The OCRResult code is defined in fastdeploy/vision/common/result.h and is used to indicate the text box detected in the image, the text box orientation classification, and the text content recognized inside the text box.

API:fastdeploy.vision.OCRResult, The OCRResult will return:

  • boxes(list of list(int)): Member variable, indicates the coordinates of all target boxes detected in a single image, boxes.size() indicates the number of boxes detected in a single image, each box is represented by 8 int values in order of the 4 coordinate points of the box, the order is lower left, lower right, upper right, upper left.
  • text(list of string):Member variable indicating the content of the recognized text in multiple text boxes, with the same number of elements as boxes.size().
  • rec_scores(list of float):Member variable indicating the confidence level of the text identified in the box, the number of elements is the same as boxes.size().
  • cls_scores(list of float):Member variable indicating the confidence level of the classification result of the text box, with the same number of elements as boxes.size().
  • cls_labels(list of int):Member variable indicating the orientation category of the text box, the number of elements is the same as boxes.size().

FaceAlignmentResult

The code of FaceAlignmentResult is defined in fastdeploy/vision/common/result.h and is used to indicate the key points of the face.

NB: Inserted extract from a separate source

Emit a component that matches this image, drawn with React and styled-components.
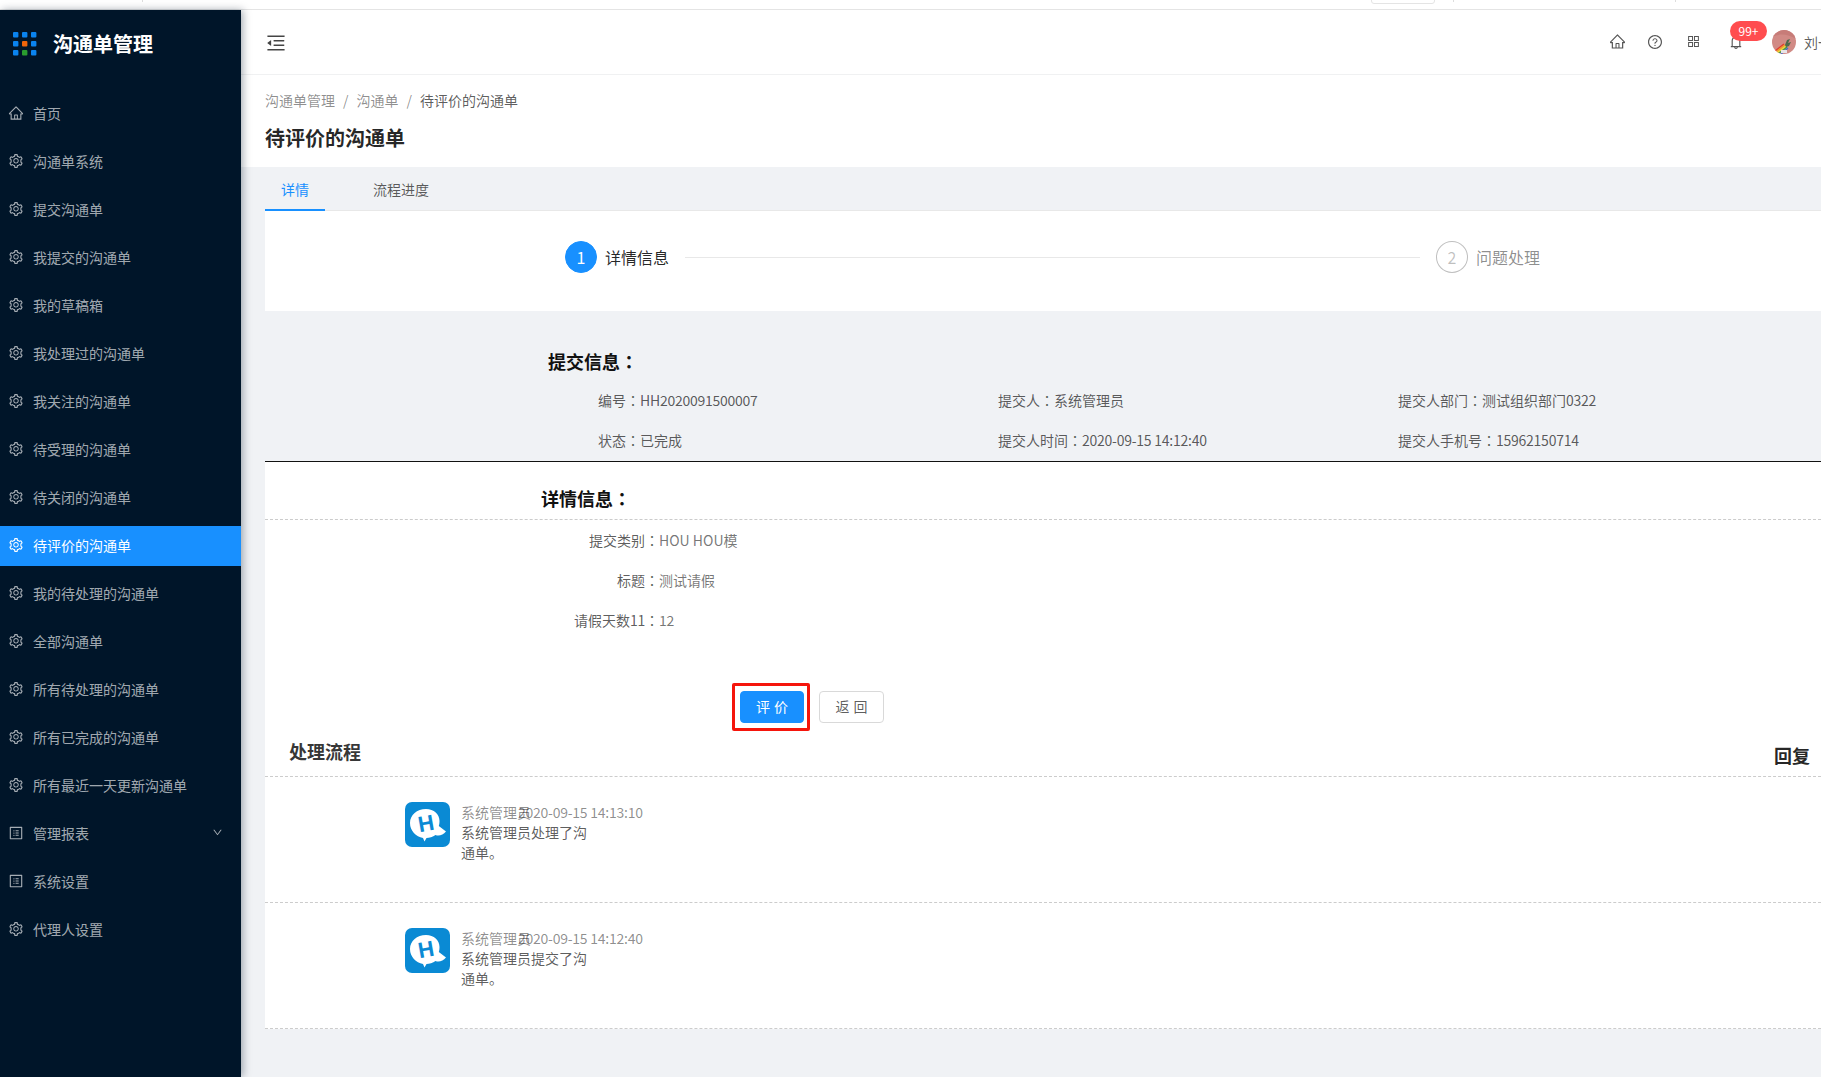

API: fastdeploy.vision.FaceAlignmentResult, The FaceAlignmentResult will return:

  • landmarks(list of list(float)):Member variables that represent the all key points detected from a single face image.

HeadPoseResult

The code of HeadPoseResult is defined in fastdeploy/vision/common/result.h and is used to indicate the head pose result.

API: fastdeploy.vision.HeadPoseResult, The HeadPoseResult will return:

  • euler_angles(list of float):Member variables that represent the Euler angle predicted by a single face image. The storage order is (yaw, pitch, roll), yaw represents the horizontal angle, pitch represents the vertical angle, roll represents the roll angle, and the value range is [-90, +90] Spend.